There are really two layers to this: one is this project itself, whatever particular detention pond is transformed. But equally important is setting up a sustainable process with all the resources there—the human resources, the knowledge, and a kind of test-run process—so that this can go on and gradually transform many more places. The idea is that it can be a model for other kinds of situations. It doesn't have to be a detention pond. It could be some other kind of infrastructure or some other local issue. It's really about how do you nurture creative agency in people? I feel our culture is far too passive and malleable and so controlled by advertising and public relations. I think it's very important to have a more active civic population.
NEA: This project relies very heavily on community engagement. Is there anything in place to ensure the community remains committed, and is going to be present throughout the process?
BROOKNER: There are no guarantees about that. That's part of our job as the people who are leading the project. It's one reason why we're going to have this competition in the beginning to really see where the energy is. Who's got the energy and the insight and the motivation to sustain a long and complex process. Part of what this project is about is understanding all that better. What does it take to maintain engagement, when does it tend to flag, what are the proper rhythms. I don't think it's that different from any individual. We all have our moments when we're highly engaged with something, and then our attention might flag or [we] get distracted. What do we do with ourselves to get ourselves back on track with something? That's going to be really exciting. I like challenges.
NEA: Why is it important to have arts and culture at the table when planning community revitalization efforts?

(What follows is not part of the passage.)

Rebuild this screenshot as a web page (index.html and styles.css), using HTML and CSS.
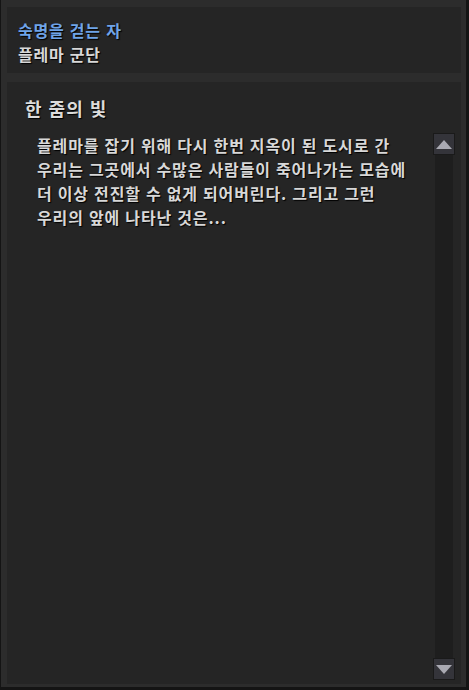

BROOKNER: I think it brings a different kind of imagination in. More room for surprise and tapping into the whole person, which means not just a rational approach to community revitalization which is what tends to happen with planning approaches, but approaches which, like art, integrate our rational aspects with our emotional aspects, with our kinesthetic selves, things that are below the level of consciousness. [Art] brings all that together, and taps into all aspects of what it means to be alive.
NEA: How do you view the relationship between art and the environment? Why do you think it is important for communities to maintain this relationship?
BROOKNER: Art really has the capacity to bring together so many different ways that we humans function, and so many different parts of our psyches. It may be the really painful feelings, or the difficulties of the flood need to be brought into this, and dealt with quite consciously, as also with the life-sustaining and totally necessary aspects of water. So how do we create understanding, full comprehensions of the world we live in that are complex and contradictory? I think art really has the capacity to do that by its nature.
I think there's no issue more pressing today than the human relationship to the world we live in, to the natural systems we live in, and to the other species that support our lives. Art has a way of being able to make the invisible visible, and part of its raison d'être is to test limits. So I think that it's crucial right now. We need art as much as we need science, to help us reimagine what I call the being of human, how we exist. One thing I like to say is if we literally can't breathe without trees, where does a tree begin and end, and where do we begin and end? Art can open up questions like that really beautifully I think. And not just ask the questions, but find ways to manifest responses to those questions. We take care of what we care about, and the arts have the capacity to touch our hearts, imaginations, and dreams. I believe if we are going to thrive as a species we need to transform "our caring" at these deep levels.
NEA: Is there anything else you'd like to add?
BROOKNER: Just to say that Fargo is a great place to be doing this. I was very, very impressed by the creative engagement of people there. And for a relatively small city, how much creative energy there is there. I?m excited to engage with that, and very honored that they wanted to support this vision.